When comparing the work of this ethnographer and the Global Health Watch 3 report, there is actually some overlapping approaches about what to do in order to prevent HIV from increasing. The ethnographer Van Hollen mentioned with (1) increased access to early prenatal care, (2) PPTCT services that provide women with information and options with regard to making informed reproductive decisions and that provide treatment without discrimination, and (3) access to free ART treatment…it may be possible to envision a future in which these women's decision” (Van Hollen). She was a bit more optimistic and about the care and the education that will be further provided in India as well as their right to not abort the baby if willing to take care of its responsibility. In Global Heath Watch 3, the document also mentioned a similar approach. It mentions that “They (the CHWs) are trained to monitor growth and development in children, to care for people living with HIV, to distribute family planning supplies, to treat certain diseases such as malaria and pneumonia, and to refer sick patients to the nearest health facility… These CHWs help ease the burden on family members by taking responsibility for caring for people in the late stages of any disease. Their care also reduces the number of dying patients brought to the hospital” (Global Health Watch 3 53). They both strive the alleviate some of the difficulties the HIV patients would face and programs that would help out the low status people to receive the treatments that they too deserve. The only slight difference would be that the Global Health Watch 3 did not mention much about the women’s right to do abortion. It was just a general statistic that did not quite show all the variables that accounted into the rate.

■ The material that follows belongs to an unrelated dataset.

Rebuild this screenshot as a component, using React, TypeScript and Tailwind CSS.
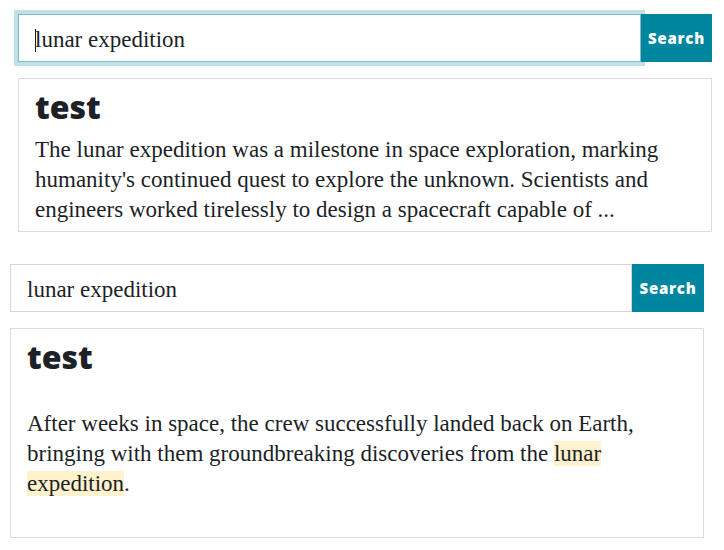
import React from "react";

const serif = "font-['Liberation_Serif',serif]";
const sans = "font-['Open_Sans',sans-serif]";

function SearchBar({ focused, btnWidth }: { focused?: boolean; btnWidth: string }) {
  return (
    <form className="flex h-12" onSubmit={(e) => e.preventDefault()}>
      <div className="relative flex-1 flex">
        <input
          type="text"
          readOnly
          value="lunar expedition"
          className={
            "w-full h-12 px-4 pt-[3px] bg-white text-[23px] text-[#1d1f27] outline-none border " +
            serif +
            (focused
              ? " border-[#7fbccb] shadow-[0_0_0_4px_#bfe0e6]"
              : " border-[#d3d6db]")
          }
        />
        {focused && (
          <span className="absolute left-[17px] top-[15px] h-[23px] w-px bg-[#1d1f27]" />
        )}
      </div>
      <button
        className={
          "relative h-12 bg-[#00869f] text-white text-[15px] font-extrabold tracking-[0.05em] " +
          sans +
          " " +
          btnWidth
        }
      >
        Search
      </button>
    </form>
  );
}

export default function App() {
  return (
    <div className="w-[724px] h-[550px] bg-white overflow-hidden text-[#1d1f27]">
      <div className="ml-[18px] w-[694px] pt-[14px]">
        <SearchBar focused btnWidth="w-[71px]" />
        <div className="mt-4 border border-[#dddddd] px-4 pt-2 pb-[6px]">
          <h2 className={"text-[32px] leading-[40px] font-extrabold text-[#1e2028] " + sans}>test</h2>
          <p className={"mt-[8px] text-[23px] leading-[30px] " + serif}>
            The lunar expedition was a milestone in space exploration, marking
            humanity's continued quest to explore the unknown. Scientists and
            engineers worked tirelessly to design a spacecraft capable of ...
          </p>
        </div>
      </div>
      <div className="ml-[10px] w-[694px] mt-8">
        <SearchBar btnWidth="w-[72px]" />
        <div className="mt-4 border border-[#dddddd] px-4 pt-2 pb-[38px]">
          <h2 className={"text-[32px] leading-[40px] font-extrabold text-[#1e2028] " + sans}>test</h2>
          <p className={"mt-[32px] text-[23px] leading-[30px] " + serif}>
            After weeks in space, the crew successfully landed back on Earth,
            bringing with them groundbreaking discoveries from the{" "}
            <mark className="bg-[#fff2cc] text-[#1d1f27]">lunar expedition</mark>.
          </p>
        </div>
      </div>
    </div>
  );
}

In a conceptual perspective, examining the issue through the medical anthropology concepts helped me understand that there were more things to HIV or abortion, but that the sociocultural factors played a huge role in making the statistics on the WHO and the women’s complex decisions. Some of the well-known causes for HIV would be through the sex work that the women went through as a business, but religion playing a role did not at first come into my mind. The woman, who was once considering abortion, completely changed her mind after being converted to a Christian. Even though there was the risk of giving birth to a child who would have to deal with the illness, the hope that she received through the faith was in a way prevented suicide or abortion. However, it also became a part of the statistic that shows the rise in people with HIV.  

From a practical perspective, it would be nice to see more emphasis on educating people, especially those in poverty, to be aware of HIV and some of the options that they can take if pregnant with a baby who is bound to contract HIV as well. It is important to give the right for women to decide whether they want to give birth to a baby that is bound to live with the illness or to do abortion to prevent giving birth to another child with HIV, but in a global health sense, it is more important to figure out ways that can try to treat and prevent HIV, or even before, at its earliest stage. 

All in all, the connection between HIV and childbearing had various sociocultural components that explained the high rates of HIV and abortion as well. Due to some of the desires of wanting to be a mother, religious beliefs against the idea of abortion, and even social background, there had been some ups and downs to contributing to the statistics of India’s HIV rate. Though the rate of the HIV have been high, it was important to recognize that it also had a human right for both the mother and the newborn to live their own life with what they had and to live a life just like any other people, but with extra care and treatments. Also by getting educated early enough, the people would be able to prevent HIV and abortion as much as possible, especially in regions that lack such resources and high risk HIV regions.








References:

Global Health Watch 3 (2011): 1-391. Print.
Van Hollen, Cecilia. "Navigating HIV, Pregnancy, and Childbearing in South India: Pragmatics and Constraints in Women's Decision Making." Medical Anthropology 26.1 (2007): 7-52. Print.